◆ **WHAT TO DO**: Retype all material exactly. Pictures stay out of the copy.
>> start
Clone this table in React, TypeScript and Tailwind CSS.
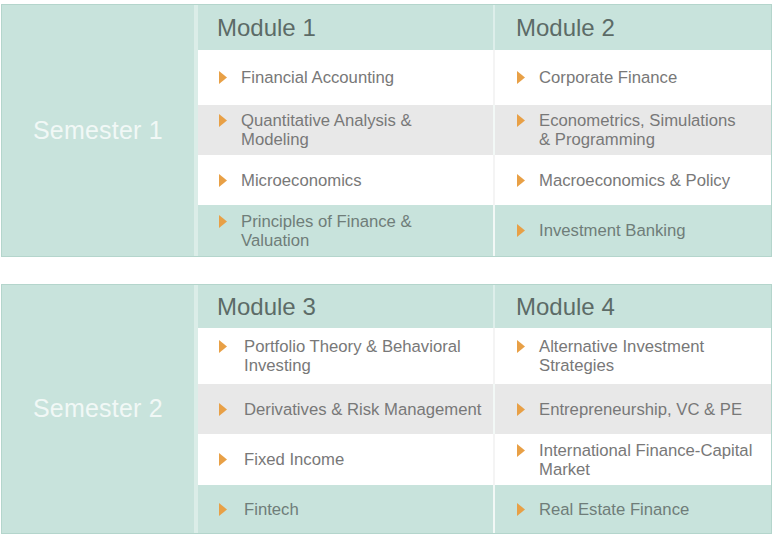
import React from 'react';

interface Section {
    semester: string;
    modules: [string, string];
    headerH: string;
    rows: { h: string; bg: 'white' | 'gray' | 'teal'; left: string[]; right: string[] }[];
    leftGap: string;
}

const sections: Section[] = [
    {
        semester: 'Semester 1',
        modules: ['Module 1', 'Module 2'],
        headerH: 'h-[45px]',
        leftGap: 'gap-[14px]',
        rows: [
            { h: 'h-[55px]', bg: 'white', left: ['Financial Accounting'], right: ['Corporate Finance'] },
            { h: 'h-[50px]', bg: 'gray', left: ['Quantitative Analysis &', 'Modeling'], right: ['Econometrics, Simulations', '& Programming'] },
            { h: 'h-[50px]', bg: 'white', left: ['Microeconomics'], right: ['Macroeconomics & Policy'] },
            { h: 'h-[51px]', bg: 'teal', left: ['Principles of Finance &', 'Valuation'], right: ['Investment Banking'] },
        ],
    },
    {
        semester: 'Semester 2',
        modules: ['Module 3', 'Module 4'],
        headerH: 'h-[43px]',
        leftGap: 'gap-[17px]',
        rows: [
            { h: 'h-[56px]', bg: 'white', left: ['Portfolio Theory & Behavioral', 'Investing'], right: ['Alternative Investment', 'Strategies'] },
            { h: 'h-[50px]', bg: 'gray', left: ['Derivatives & Risk Management'], right: ['Entrepreneurship, VC & PE'] },
            { h: 'h-[51px]', bg: 'white', left: ['Fixed Income'], right: ['International Finance-Capital', 'Market'] },
            { h: 'h-[48px]', bg: 'teal', left: ['Fintech'], right: ['Real Estate Finance'] },
        ],
    },
];

const rowBg = {
    white: 'bg-white',
    gray: 'bg-[#e8e8e8]',
    teal: 'bg-[#c8e3dc]',
};

function Arrow() {
    return (
        <svg width="8" height="13" viewBox="0 0 8 13" className="mt-[3px] shrink-0">
            <polygon points="0,0 8,6.5 0,13" fill="#e8a046" />
        </svg>
    );
}

function Entry({ lines, gap, teal }: { lines: string[]; gap: string; teal: boolean }) {
    return (
        <div className={`flex items-start ${gap}`}>
            <Arrow />
            <div className={`text-[16.7px] leading-[19px] ${teal ? 'text-[#6f7d79]' : 'text-[#787878]'}`}>
                {lines.map((l, i) => (
                    <div key={i} className="whitespace-nowrap">{l}</div>
                ))}
            </div>
        </div>
    );
}

function Block({ s, className }: { s: Section; className: string }) {
    return (
        <div className={`flex border border-[#b4d5cc] ${className}`}>
            <div className="w-[196px] bg-[#c8e3dc] flex items-center pl-[31px] border-r-[4px] border-[#dbede8]">
                <span className="text-[25px] text-[#f1f8f6] tracking-[0.2px]">{s.semester}</span>
            </div>
            <div className="flex-1 flex flex-col">
                <div className={`flex ${s.headerH} bg-[#c8e3dc]`}>
                    <div className="w-[297px] border-r-2 border-[#ddeeea] flex items-center pl-[19px] text-[24px] text-[#5c6b67]">
                        {s.modules[0]}
                    </div>
                    <div className="flex-1 flex items-center pl-[21px] text-[24px] text-[#5c6b67]">
                        {s.modules[1]}
                    </div>
                </div>
                {s.rows.map((r, i) => (
                    <div key={i} className={`flex ${r.h} ${rowBg[r.bg]}`}>
                        <div className={`w-[297px] border-r-2 ${r.bg === 'white' ? 'border-[#f4f4f4]' : 'border-[#f2f8f6]'} flex items-center pl-[21px]`}>
                            <Entry lines={r.left} gap={s.leftGap} teal={r.bg === 'teal'} />
                        </div>
                        <div className="flex-1 flex items-center pl-[22px]">
                            <Entry lines={r.right} gap="gap-[14px]" teal={r.bg === 'teal'} />
                        </div>
                    </div>
                ))}
            </div>
        </div>
    );
}

export default function App() {
    return (
        <div className="w-[772px] h-[536px] bg-white overflow-hidden font-['Liberation_Sans',Arial,sans-serif]">
            <div className="pt-[4px] pl-[1px] flex flex-col gap-[27px]">
                <Block s={sections[0]} className="h-[253px]" />
                <Block s={sections[1]} className="h-[250px]" />
            </div>
        </div>
    );
}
>> end
◆ **SOLUTION FOR THIS EXERCISE**:
Clone this table in React, TypeScript and Tailwind CSS.
import React from 'react';

interface Section {
    semester: string;
    modules: [string, string];
    headerH: string;
    rows: { h: string; bg: 'white' | 'gray' | 'teal'; left: string[]; right: string[] }[];
    leftGap: string;
}

const sections: Section[] = [
    {
        semester: 'Semester 1',
        modules: ['Module 1', 'Module 2'],
        headerH: 'h-[45px]',
        leftGap: 'gap-[14px]',
        rows: [
            { h: 'h-[55px]', bg: 'white', left: ['Financial Accounting'], right: ['Corporate Finance'] },
            { h: 'h-[50px]', bg: 'gray', left: ['Quantitative Analysis &', 'Modeling'], right: ['Econometrics, Simulations', '& Programming'] },
            { h: 'h-[50px]', bg: 'white', left: ['Microeconomics'], right: ['Macroeconomics & Policy'] },
            { h: 'h-[51px]', bg: 'teal', left: ['Principles of Finance &', 'Valuation'], right: ['Investment Banking'] },
        ],
    },
    {
        semester: 'Semester 2',
        modules: ['Module 3', 'Module 4'],
        headerH: 'h-[43px]',
        leftGap: 'gap-[17px]',
        rows: [
            { h: 'h-[56px]', bg: 'white', left: ['Portfolio Theory & Behavioral', 'Investing'], right: ['Alternative Investment', 'Strategies'] },
            { h: 'h-[50px]', bg: 'gray', left: ['Derivatives & Risk Management'], right: ['Entrepreneurship, VC & PE'] },
            { h: 'h-[51px]', bg: 'white', left: ['Fixed Income'], right: ['International Finance-Capital', 'Market'] },
            { h: 'h-[48px]', bg: 'teal', left: ['Fintech'], right: ['Real Estate Finance'] },
        ],
    },
];

const rowBg = {
    white: 'bg-white',
    gray: 'bg-[#e8e8e8]',
    teal: 'bg-[#c8e3dc]',
};

function Arrow() {
    return (
        <svg width="8" height="13" viewBox="0 0 8 13" className="mt-[3px] shrink-0">
            <polygon points="0,0 8,6.5 0,13" fill="#e8a046" />
        </svg>
    );
}

function Entry({ lines, gap, teal }: { lines: string[]; gap: string; teal: boolean }) {
    return (
        <div className={`flex items-start ${gap}`}>
            <Arrow />
            <div className={`text-[16.7px] leading-[19px] ${teal ? 'text-[#6f7d79]' : 'text-[#787878]'}`}>
                {lines.map((l, i) => (
                    <div key={i} className="whitespace-nowrap">{l}</div>
                ))}
            </div>
        </div>
    );
}

function Block({ s, className }: { s: Section; className: string }) {
    return (
        <div className={`flex border border-[#b4d5cc] ${className}`}>
            <div className="w-[196px] bg-[#c8e3dc] flex items-center pl-[31px] border-r-[4px] border-[#dbede8]">
                <span className="text-[25px] text-[#f1f8f6] tracking-[0.2px]">{s.semester}</span>
            </div>
            <div className="flex-1 flex flex-col">
                <div className={`flex ${s.headerH} bg-[#c8e3dc]`}>
                    <div className="w-[297px] border-r-2 border-[#ddeeea] flex items-center pl-[19px] text-[24px] text-[#5c6b67]">
                        {s.modules[0]}
                    </div>
                    <div className="flex-1 flex items-center pl-[21px] text-[24px] text-[#5c6b67]">
                        {s.modules[1]}
                    </div>
                </div>
                {s.rows.map((r, i) => (
                    <div key={i} className={`flex ${r.h} ${rowBg[r.bg]}`}>
                        <div className={`w-[297px] border-r-2 ${r.bg === 'white' ? 'border-[#f4f4f4]' : 'border-[#f2f8f6]'} flex items-center pl-[21px]`}>
                            <Entry lines={r.left} gap={s.leftGap} teal={r.bg === 'teal'} />
                        </div>
                        <div className="flex-1 flex items-center pl-[22px]">
                            <Entry lines={r.right} gap="gap-[14px]" teal={r.bg === 'teal'} />
                        </div>
                    </div>
                ))}
            </div>
        </div>
    );
}

export default function App() {
    return (
        <div className="w-[772px] h-[536px] bg-white overflow-hidden font-['Liberation_Sans',Arial,sans-serif]">
            <div className="pt-[4px] pl-[1px] flex flex-col gap-[27px]">
                <Block s={sections[0]} className="h-[253px]" />
                <Block s={sections[1]} className="h-[250px]" />
            </div>
        </div>
    );
}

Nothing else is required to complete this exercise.